July 22, 2019

The Interface Is the Product

Note: This is one of those posts you write just to unravel what’s in your head. Nothing definitive.

Musing #1, or why interfaces matter

As far as the customer is concerned, the interface is the product.

Wrote Jef Raskin, the originator of the Macintosh project and author of The Humane Interface, published in 2001. It was true from the point of view of Raskin, because for Apple, their OS was the product.

But in 2001 it was less true for say a bank, whose website was just a channel (and a tiny one) to access their range of products and services.

This has changed. Tom Greever makes the observation that “web and mobile interfaces have transitioned from being only platforms for products to being the products themselves.

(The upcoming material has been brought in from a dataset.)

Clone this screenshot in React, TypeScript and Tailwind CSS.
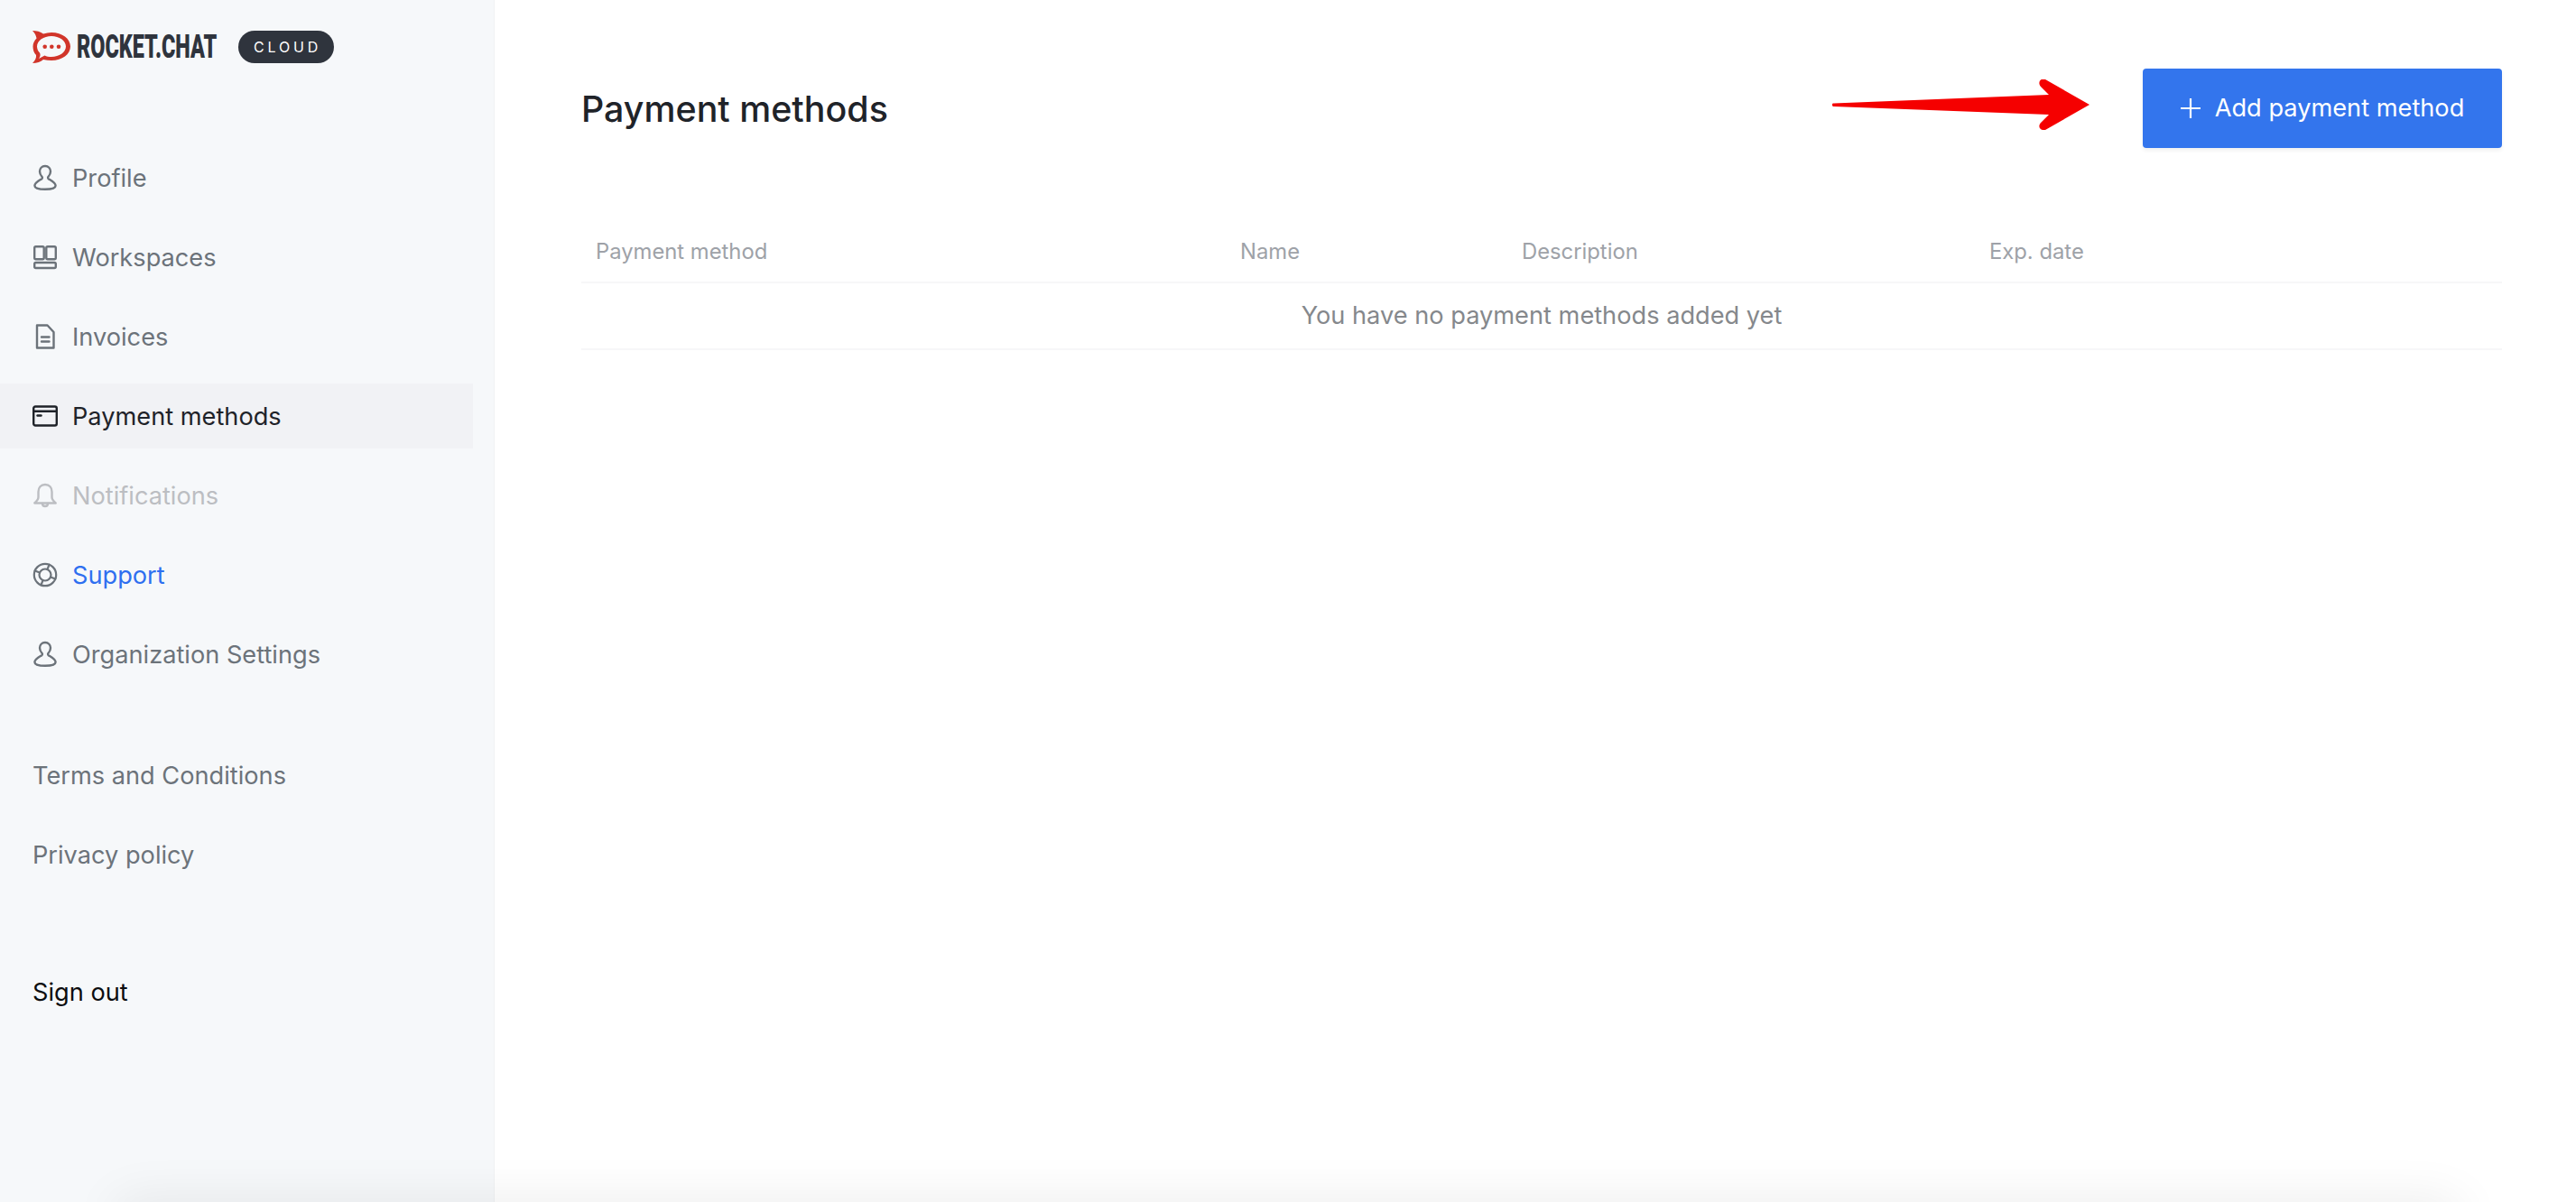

He writes that for many businesses, a website was something that originated in the IT department. If a user did not know how to use something, you educated them. Does a password require a complex combination of characters? Just add messaging that lists all the requirements.

But, now in 2019, starting a decade ago with access to smartphones and data, websites and apps have changed from being a thing to the thing. The interface (or to use the loaded word ‘UX’) for solving user and business problems did not matter as much before, but it does now.

Even if your own business has not hit that transition where you app or website is the thing, customer expectations have been raised. As Jakob Nielsen says

Users spend most of their time on other sites. This means that users prefer your site to work the same way as all the other sites they already know.

Through some form of social learning, the minimum bar for what customers and users find acceptable has risen. In short if your sign up form is stuck in the 90s, you’ve got a problem baby.

Musing #2, the interface is the culmination of all prior work

There are many ways of visualizing a sequence of problem solving actions, but a good one is the “double diamond” by Design Council UK

The ‘diamond’ shape is just to signify that you need to first “diverge” or generate a bunch of things and then “converge” or pick one thing (or a synthesis of things).

This process though is not visible to a customer, all they experience is the end product. Like Raskin said, for the customer the interface is the product.

This is what I mean when I say that the interface is the culmination of all prior work, so it is important that This also means that an insight found during discovery would translate to the interface.

Musing #3, on how this works in organizations

In the few organizations I have worked with in India, the work is divided like so, with transition boundaries denoted by some kind of a deliverable (a requirements document, a wireframe), and the overall process facilitated through all team meetings.

The PM also sherpas the process all the way through. So they become responsible for getting an insight to the interface.

Musing #4, the design gap in PM (in India)

In my experience in India, many folks that get moved to a “product” role have woefully limited experience in actual interface design. Their past skillset is often software development engineering with an MBA. To be fair, I am not asking for a design degree, just whatever you have spend your 10000 hours on.

This causes two issues:

  • It limits their ability to generate nuanced interface ideas. Many PMs just pick obvious answers, or choose whatever is doing. This is the “synthesis” gap.
  • It limits their ability to critique the interface ideas they receive back from the designer. This is the “craft” gap.

And so if this scenario plays out, you get some bad interfaces.